Yes, the idea is that it will not be valid and
return string "invalid UTF-8 sequence", which
is then ignored because the char is FFFE/F...
(all input is converted to UTF-8 before lexer)

The patch is in the digitalmars.D.bugs group.

--anders

Jan 29 2005

"Andrew Fedoniouk" <news terrainformatica.com> writes:

What does it mean "non UTF character" ?
UTFs are the forms of representing/encoding full UNICODE table - 21-bit 
charactes (code points).

So "non UTF character" sounds for me as "non UNICODE character". And what is 
that?
Some new alphabet?

Andrew Fedoniouk.
http://terrainformatica.com



"Vathix" <vathix dprogramming.com> wrote in message 
news:opsldc5xwrkcck4r esi...
 I'm not sure if allowing non UTF characters in comments is such a good 
 idea.
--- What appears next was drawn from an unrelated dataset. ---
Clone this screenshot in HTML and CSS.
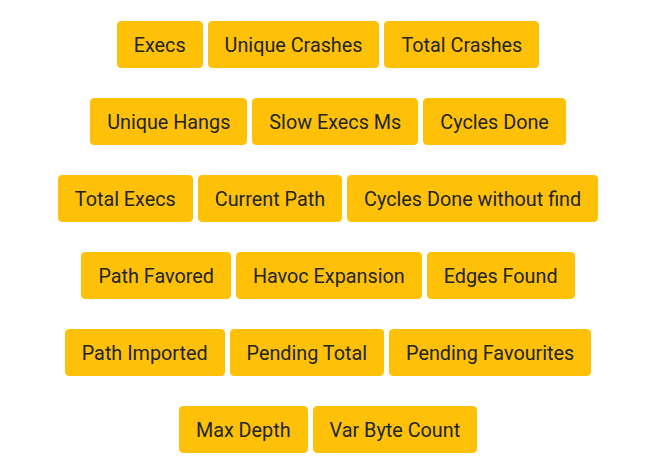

It seems to be complicating my parser, and it will probably 
 complicate other things like text/code editors. What is supposed to happen 
 when a non UTF character is encountered? Should it display a question 
 mark, display nothing, use the current code page? What if the editor 
 doesn't know about D's comments?
 I might not have mentioned this, but since D is suppsed to be easily 
 parsed, this might be an issue; a special case.
 - Chris

Jan 29 2005

Sebastian Beschke <s.beschke gmx.de> writes:

Andrew Fedoniouk schrieb:
 What does it mean "non UTF character" ?
 UTFs are the forms of representing/encoding full UNICODE table - 21-bit 
 charactes (code points).
 
 So "non UTF character" sounds for me as "non UNICODE character". And what is 
 that?
 Some new alphabet?

Invalid sequences *are* possible by using codepoints in the table that 
aren't defined, or by misforming UTF-8 or UTF-16 sequences.

-Sebastian

Jan 29 2005

=?ISO-8859-15?Q?Anders_F_Bj=F6rklund?= <afb algonet.se> writes:

Sebastian Beschke wrote:

 Invalid sequences *are* possible by using codepoints in the table that 
 aren't defined, or by misforming UTF-8 or UTF-16 sequences.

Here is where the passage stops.